December 2, 2019 at 11:57 pm (Fantasy, Geopolitics and International Relations, History, International Intrigue, Mythology, News, Politics, The Supernatural, Vampire novel) (, , , , , , , , , , , , , , , )

215 Years Since Napoleon Bonaparte’s Coronation In Notre Dame Cathedral

It was 215 years ago today that Napoleon Bonaparte had himself crowned as Emperor of the French in Notre Dame Cathedral.

Pope Pius VII had held the crown at the coronation ceremony in Notre Dame but Napoleon grabbed the crown from the pontiff and crowned himself Emperor of The French.

The Kraken Napoleon VI (who was a huge admirer of the original Emperor Napoleon I) decided to mark the occasion by having himself crowned Emperor of the French again.

He had himself crowned Emperor of the French by the Monsignor of Notre Dame Cathedral back on December 2nd 2015.

But no one in the French government or any voters among the French electorate recognized the Imperial Coronation much to the Kraken’s disappointment.

Of course on this particular occasion Notre Dame Cathedral was now closed to the public since the April fire in the cathedral earlier this year.

And the Monsignor of Notre Dame Cathedral attended classes on the Quran every Monday night so he was unable to attend for the Kraken’s re-coronation service this evening.

So the Kraken decided to hold his re-coronation ceremony (marking the original Napoleon’s 215th year of coronation) in front of Paris’ famous Arc de Triomphe.

He wore neo-Napoleonic French Imperial robes designed by the House of Chanel to easily accommodate his 8 arms.

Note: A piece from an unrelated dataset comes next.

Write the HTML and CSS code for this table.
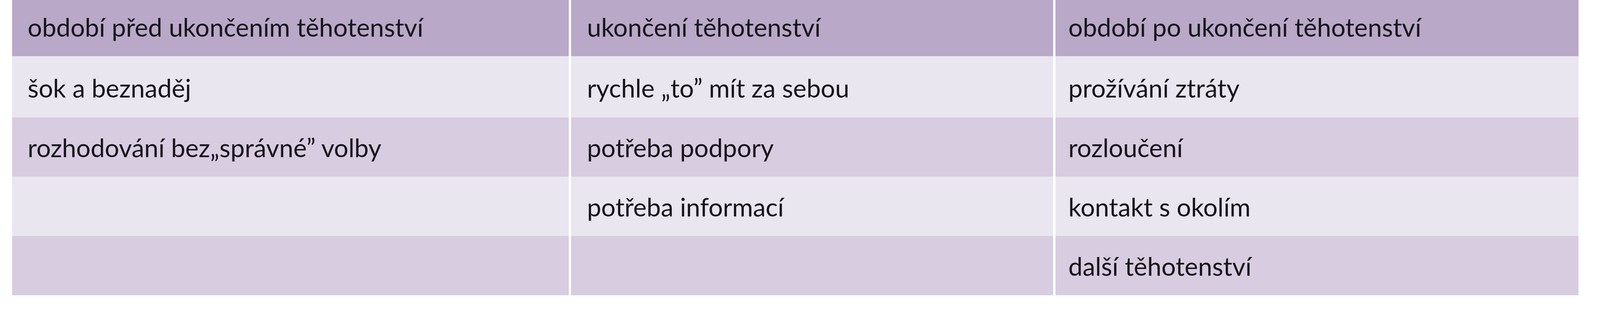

He hired a stork (who had tired of the baby delivering business) to fly down and deposit the Crown of Napoleon I on his head after fireworks had gone off and the Orchestre de Paris had finished played a stirring rendition of La Marseillaise as well as the theme music from the 1983 James Bond film Octopussy.

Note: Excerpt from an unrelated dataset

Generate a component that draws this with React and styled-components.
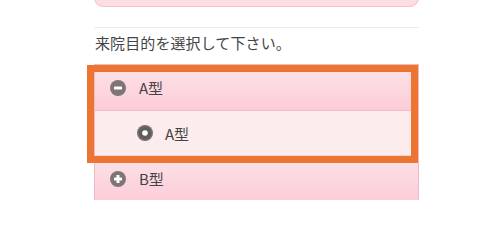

The ceremony went off without a hitch.

Donald Trump, who was currently in London for tomorrow’s 70th Anniversary meeting of NATO, watched the coronation ceremony on British television.

Trump thought to himself, “I really should have myself crowned Emperor of America.”

. . .

Canadian Prime Minister Justin Trudeau was likewise in London for the 70th Anniversary meeting of NATO.

He had recently heard the good news from CSIS (Canadian Security Intelligence Service) that a pair of time travellers had gone back in time and rescued his pet pot smoking desert cactus plant Strawberry Fields Forever from being murdered by PRC Ministry of State Security operatives on Xi Jinping’s orders.

Justin Trudeau had heard that Strawberry Fields Forever was currently being kept on the colossal London estate of the Egyptian billionaire Set who owned the multi-billion dollar research and development firm Set Enterprises.

Trudeau directed the Canadian Embassy car to be driven to the Set mansion so he could re-unite with his old friend Strawberry Fields Forever.

However Justin did not announce his visit and the Embassy car was set upon by the Set Estate’s guard and watch cat Nefertiti Galore who tore the Rolls-Royce limousine apart with her claws.

She then set out after the Canadian Prime Minister and the Embassy chauffeur.

The Embassy chauffeur managed to escape.

Justin wasn’t so lucky.

He had his clothes ripped off by Nefertiti Galore’s claws.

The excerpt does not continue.